Blue having a little rummage....

Today’s Trivia

There’s always a lot to choose from when it comes to deciding on ‘today’s trivia’. This stretch of canal has miles of uninterrupted countryside which made the sight of a complex of large sheds in the distance all the more startling. We’ve worked out that it was probably Bury Farm – it looked quite ‘industrial’ with it sheds and a few tall chimneys and I wondered what went on there. I’d been listening to an article on Radio 4 about the anaerobic digesters that some farms are getting into for turning food waste into energy – there’s a big site in Bedfordshire which made me wonder whether there was a link. Well, there isn’t, as far as I can make out. But Bury Farm is not your usual mixed arable farm – for one thing, it has its own, quite sophisticated, website! As an ardent follower of “The Archers” (and a country upbringing in Wales), I understand that farms have to be innovative to survive. Apparently Bury Farm was a buffalo farm – no why didn’t we ever spot buffalo from the canal! Nowadays it’s an equestrian centre and the website suggests that it also has conference facilities and can host weddings. I have to say that in the dusk light, from a distance, it doesn’t look posh enough for purpose but the website photos show the interiors so appearances may be deceptive.

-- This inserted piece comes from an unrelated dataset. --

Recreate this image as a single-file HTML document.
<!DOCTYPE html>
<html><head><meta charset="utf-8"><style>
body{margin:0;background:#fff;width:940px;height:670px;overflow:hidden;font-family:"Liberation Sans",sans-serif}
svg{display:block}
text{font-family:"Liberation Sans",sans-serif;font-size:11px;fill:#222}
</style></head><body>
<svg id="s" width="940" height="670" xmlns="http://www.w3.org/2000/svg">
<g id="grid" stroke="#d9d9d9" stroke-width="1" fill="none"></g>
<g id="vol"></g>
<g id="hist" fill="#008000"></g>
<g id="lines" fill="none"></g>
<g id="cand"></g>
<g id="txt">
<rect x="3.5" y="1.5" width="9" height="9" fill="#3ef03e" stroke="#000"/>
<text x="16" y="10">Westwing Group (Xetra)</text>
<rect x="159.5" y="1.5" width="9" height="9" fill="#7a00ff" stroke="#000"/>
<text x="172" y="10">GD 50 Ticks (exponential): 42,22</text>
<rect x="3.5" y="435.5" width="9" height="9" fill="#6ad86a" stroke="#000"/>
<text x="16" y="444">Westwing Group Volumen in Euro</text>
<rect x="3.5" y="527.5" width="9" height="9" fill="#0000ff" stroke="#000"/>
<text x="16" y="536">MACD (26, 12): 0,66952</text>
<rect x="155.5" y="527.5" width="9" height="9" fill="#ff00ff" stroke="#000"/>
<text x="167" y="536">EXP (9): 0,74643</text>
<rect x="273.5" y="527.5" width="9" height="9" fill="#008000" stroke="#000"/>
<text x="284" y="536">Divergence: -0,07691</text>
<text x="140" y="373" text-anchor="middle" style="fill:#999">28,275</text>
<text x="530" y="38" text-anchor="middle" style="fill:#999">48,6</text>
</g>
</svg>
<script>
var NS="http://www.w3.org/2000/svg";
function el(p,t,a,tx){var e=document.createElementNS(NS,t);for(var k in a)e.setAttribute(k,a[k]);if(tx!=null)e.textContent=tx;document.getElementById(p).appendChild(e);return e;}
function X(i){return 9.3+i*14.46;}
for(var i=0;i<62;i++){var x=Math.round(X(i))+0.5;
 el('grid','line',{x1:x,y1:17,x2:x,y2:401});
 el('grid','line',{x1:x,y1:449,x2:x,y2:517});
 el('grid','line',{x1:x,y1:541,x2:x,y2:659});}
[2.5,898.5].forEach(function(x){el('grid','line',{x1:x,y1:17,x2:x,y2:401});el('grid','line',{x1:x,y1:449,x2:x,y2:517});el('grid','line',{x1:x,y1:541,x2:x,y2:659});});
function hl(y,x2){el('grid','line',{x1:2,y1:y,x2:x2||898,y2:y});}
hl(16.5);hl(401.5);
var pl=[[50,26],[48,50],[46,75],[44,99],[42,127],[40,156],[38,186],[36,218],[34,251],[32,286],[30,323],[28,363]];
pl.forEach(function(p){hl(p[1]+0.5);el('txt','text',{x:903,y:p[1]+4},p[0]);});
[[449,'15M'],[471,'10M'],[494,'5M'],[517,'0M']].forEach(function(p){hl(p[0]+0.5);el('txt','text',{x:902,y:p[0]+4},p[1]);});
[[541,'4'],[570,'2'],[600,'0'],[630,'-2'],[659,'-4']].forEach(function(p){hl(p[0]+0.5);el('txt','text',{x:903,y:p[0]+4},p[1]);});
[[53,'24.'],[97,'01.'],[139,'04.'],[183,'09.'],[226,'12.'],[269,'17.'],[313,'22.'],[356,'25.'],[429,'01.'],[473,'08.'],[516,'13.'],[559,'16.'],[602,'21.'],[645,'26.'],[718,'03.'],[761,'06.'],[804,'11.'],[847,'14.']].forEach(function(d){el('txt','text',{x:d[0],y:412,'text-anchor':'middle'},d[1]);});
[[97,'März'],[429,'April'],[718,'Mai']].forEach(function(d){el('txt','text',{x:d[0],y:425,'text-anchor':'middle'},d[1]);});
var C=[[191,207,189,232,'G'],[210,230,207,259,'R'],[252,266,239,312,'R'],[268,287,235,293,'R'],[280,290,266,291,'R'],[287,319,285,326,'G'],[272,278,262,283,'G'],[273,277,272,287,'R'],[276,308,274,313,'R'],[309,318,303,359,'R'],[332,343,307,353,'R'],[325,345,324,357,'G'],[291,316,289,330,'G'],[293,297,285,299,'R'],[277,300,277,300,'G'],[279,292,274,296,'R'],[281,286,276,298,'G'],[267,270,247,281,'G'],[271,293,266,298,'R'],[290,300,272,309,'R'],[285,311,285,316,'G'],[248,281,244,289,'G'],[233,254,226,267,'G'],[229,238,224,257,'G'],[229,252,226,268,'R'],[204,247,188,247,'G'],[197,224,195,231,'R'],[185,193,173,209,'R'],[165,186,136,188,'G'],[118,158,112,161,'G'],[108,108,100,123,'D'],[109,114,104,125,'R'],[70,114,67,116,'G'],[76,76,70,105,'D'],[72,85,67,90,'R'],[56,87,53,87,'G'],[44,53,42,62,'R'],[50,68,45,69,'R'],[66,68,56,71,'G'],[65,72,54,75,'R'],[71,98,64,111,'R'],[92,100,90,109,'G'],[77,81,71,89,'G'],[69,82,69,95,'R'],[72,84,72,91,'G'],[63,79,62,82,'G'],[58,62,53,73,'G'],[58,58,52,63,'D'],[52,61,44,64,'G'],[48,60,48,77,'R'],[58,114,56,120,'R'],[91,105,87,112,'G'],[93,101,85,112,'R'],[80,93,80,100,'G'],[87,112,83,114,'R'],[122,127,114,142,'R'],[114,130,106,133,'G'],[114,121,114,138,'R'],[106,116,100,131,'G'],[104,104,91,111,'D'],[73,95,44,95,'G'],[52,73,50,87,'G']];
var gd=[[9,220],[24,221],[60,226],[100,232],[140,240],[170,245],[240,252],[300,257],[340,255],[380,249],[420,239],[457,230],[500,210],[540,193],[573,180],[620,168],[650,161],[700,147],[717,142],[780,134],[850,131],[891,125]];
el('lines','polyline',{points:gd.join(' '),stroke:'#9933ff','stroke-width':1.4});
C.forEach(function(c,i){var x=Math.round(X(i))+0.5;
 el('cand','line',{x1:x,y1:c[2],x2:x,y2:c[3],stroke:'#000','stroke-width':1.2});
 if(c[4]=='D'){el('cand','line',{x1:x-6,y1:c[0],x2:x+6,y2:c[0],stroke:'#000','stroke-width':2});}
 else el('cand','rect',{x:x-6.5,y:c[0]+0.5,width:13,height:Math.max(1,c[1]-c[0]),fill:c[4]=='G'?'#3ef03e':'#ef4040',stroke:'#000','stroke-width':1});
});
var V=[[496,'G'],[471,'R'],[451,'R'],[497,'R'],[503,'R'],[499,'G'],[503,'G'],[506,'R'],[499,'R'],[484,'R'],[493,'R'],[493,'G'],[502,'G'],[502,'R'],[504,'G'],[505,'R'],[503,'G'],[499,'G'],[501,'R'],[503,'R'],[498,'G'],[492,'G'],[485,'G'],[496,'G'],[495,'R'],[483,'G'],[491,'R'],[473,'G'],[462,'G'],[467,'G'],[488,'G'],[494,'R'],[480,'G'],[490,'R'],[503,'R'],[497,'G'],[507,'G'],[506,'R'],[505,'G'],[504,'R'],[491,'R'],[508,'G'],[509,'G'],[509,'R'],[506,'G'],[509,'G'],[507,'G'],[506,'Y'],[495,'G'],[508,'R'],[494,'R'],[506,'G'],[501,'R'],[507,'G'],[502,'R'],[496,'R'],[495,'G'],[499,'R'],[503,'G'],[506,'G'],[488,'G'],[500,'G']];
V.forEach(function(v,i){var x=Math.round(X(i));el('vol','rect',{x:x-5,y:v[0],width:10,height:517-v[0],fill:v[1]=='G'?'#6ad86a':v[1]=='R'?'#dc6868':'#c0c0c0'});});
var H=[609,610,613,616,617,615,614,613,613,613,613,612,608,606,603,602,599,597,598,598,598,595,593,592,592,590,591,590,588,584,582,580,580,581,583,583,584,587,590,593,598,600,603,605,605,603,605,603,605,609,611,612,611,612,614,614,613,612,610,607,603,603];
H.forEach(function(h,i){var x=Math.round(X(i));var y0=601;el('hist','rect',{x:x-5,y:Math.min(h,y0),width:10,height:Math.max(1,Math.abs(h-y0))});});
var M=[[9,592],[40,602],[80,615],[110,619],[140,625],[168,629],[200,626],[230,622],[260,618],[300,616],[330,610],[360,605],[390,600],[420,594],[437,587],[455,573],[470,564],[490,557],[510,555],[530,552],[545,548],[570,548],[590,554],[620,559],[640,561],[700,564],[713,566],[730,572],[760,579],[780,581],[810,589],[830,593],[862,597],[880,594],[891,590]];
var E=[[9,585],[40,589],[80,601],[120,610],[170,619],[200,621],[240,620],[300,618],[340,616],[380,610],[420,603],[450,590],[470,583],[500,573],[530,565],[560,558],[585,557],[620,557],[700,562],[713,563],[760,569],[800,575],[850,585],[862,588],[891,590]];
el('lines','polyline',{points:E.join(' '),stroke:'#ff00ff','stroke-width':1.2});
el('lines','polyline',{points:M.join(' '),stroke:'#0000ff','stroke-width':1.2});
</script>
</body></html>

So, if you’re coming down Slapton lock, look over to your right and you’ll spot a complex of buildings in the distance – now you know what they are!


Lou blending in with the background...

The daffs aren't dead, just delayed!

Wonder what's on their bonfire......?

That's a BIG nest - glad it's on the offside...

This cottage will look spectacular when that creeper's in flower - for now it looks as if its been taken over by some relative of the triffids!